If Vole licensed the OS to the public

An Amazon Web Services (AWS) virtualisation engineer has shown what Windows 10 on ARM could be like if Microsoft licensed its ARM-based OS to the public rather than just to Windows 10 manufacturers.

With Apple's new M1 ARM-based system on chip, Mac users who need to use Windows 10 cannot run Microsoft's ARM-based version of Windows using Apple's Bootcamp. While you would think that is Apple’s problem, the Tame Apple Press blames Microsoft for not licensing Windows 10 on Arm to any entities other than its own Surface group and Windows 10 on ARM OEMs like HP, Asus and Lenovo.

But Microsoft's reluctance to create a license for Windows 10 on ARM for end users hasn't stopped creative engineers from putting together a working example of what things could be like if it did.

AWS principal engineer Alexander Graf did just that, using the open-source QEMU virtualization software for Windows on ARM. QEMU emulates access to hardware such as the CPU and GPU.

"Who said Windows wouldn't run well on #AppleSilicon? It's pretty snappy here", Graf wrote in a tweet.

Graf previously worked on the Kernel Virtual Machine (KVM) for Linux distribution SUSE for over a decade. Now he's a KVM developer at AWS, which this week announced new Mac instances for AWS Elastic Compute Cloud (EC2) based on Nitro System, an AWS hypervisor for EC2 instances.

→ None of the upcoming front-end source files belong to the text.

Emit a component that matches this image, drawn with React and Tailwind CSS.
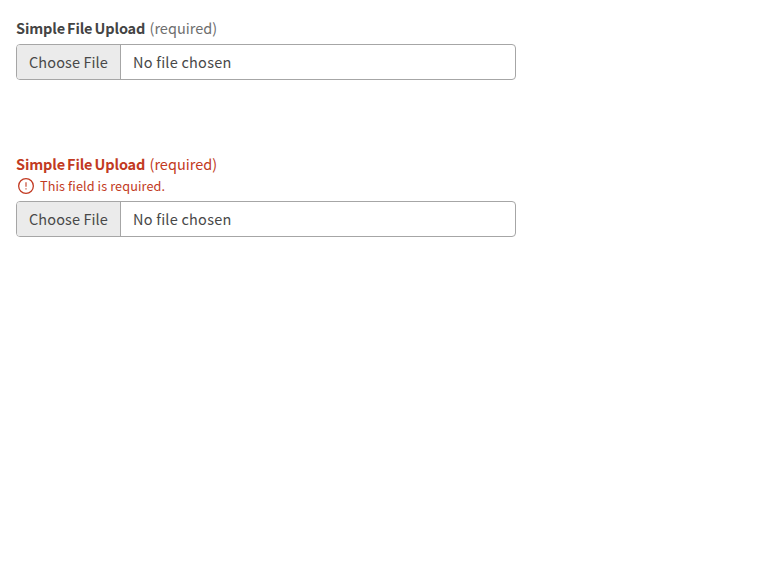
function AlertIcon() {
  return (
    <svg className="-mt-0.5 block size-4 shrink-0" viewBox="0 0 16 16" fill="none" stroke="currentColor">
      <circle cx="8" cy="8" r="7.35" strokeWidth="1.3" />
      <path d="M8 4.2v4.6" strokeWidth="1.1" />
      <path d="M8 10.3v1.3" strokeWidth="1.1" />
    </svg>
  );
}

function FileField({ error }) {
  return (
    <div className="w-[500px]">
      <div className={"flex h-6 items-center whitespace-nowrap text-[14.5px] " + (error ? "text-[#c23a22]" : "text-[#444444]")}>
        <span className="w-[133.5px] font-bold tracking-[-0.14px] [word-spacing:-1px]">Simple File Upload</span>
        <span className={error ? "" : "text-[#6e6e6e]"}>(required)</span>
      </div>
      {error && (
        <div className="flex h-[21px] items-center gap-1.5 pl-0.5 text-[12.7px] tracking-[0.1px] text-[#c23a22]">
          <AlertIcon />
          <span className="-mt-0.5">{error}</span>
        </div>
      )}
      <div className="mt-1 flex h-9 overflow-hidden rounded border border-[#a6a6a6] text-[14.5px] text-[#484848]">
        <button type="button" className="flex w-[104px] items-center whitespace-nowrap border-r border-[#a6a6a6] bg-[#ebebeb] pl-3 tracking-[0.1px]">
          Choose File
        </button>
        <span className="flex items-center whitespace-nowrap pl-3 tracking-[0.23px]">No file chosen</span>
      </div>
    </div>
  );
}

export default function App() {
  return (
    <main className="flex min-h-screen flex-col gap-[72px] bg-white px-4 pt-4 font-['Noto_Sans_CJK_SC',sans-serif]">
      <FileField />
      <FileField error="This field is required." />
    </main>
  );
}
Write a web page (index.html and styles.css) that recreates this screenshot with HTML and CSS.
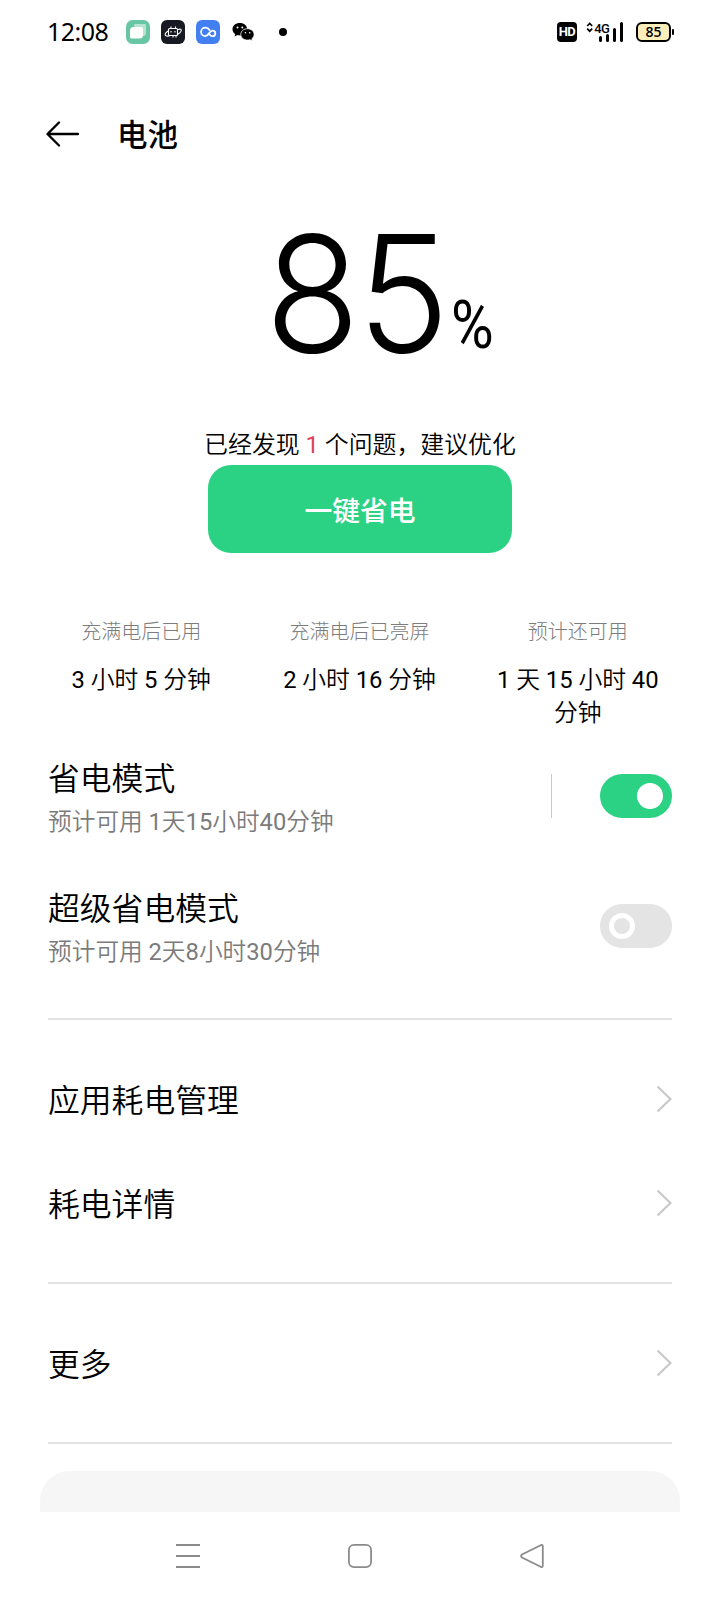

A developer using the handle @imbushuo on Twitter has posted Geekbench versions 4 and 5 scores that compare Windows 10 on ARM on an M1 computer with the Microsoft-made Surface Pro X. Windows on an M1 got a single-core score of 1,288 and multi-core score of 5,685 whereas the Surface Pro X's scores were roughly 800 and 3,000 in those respective benchmarks.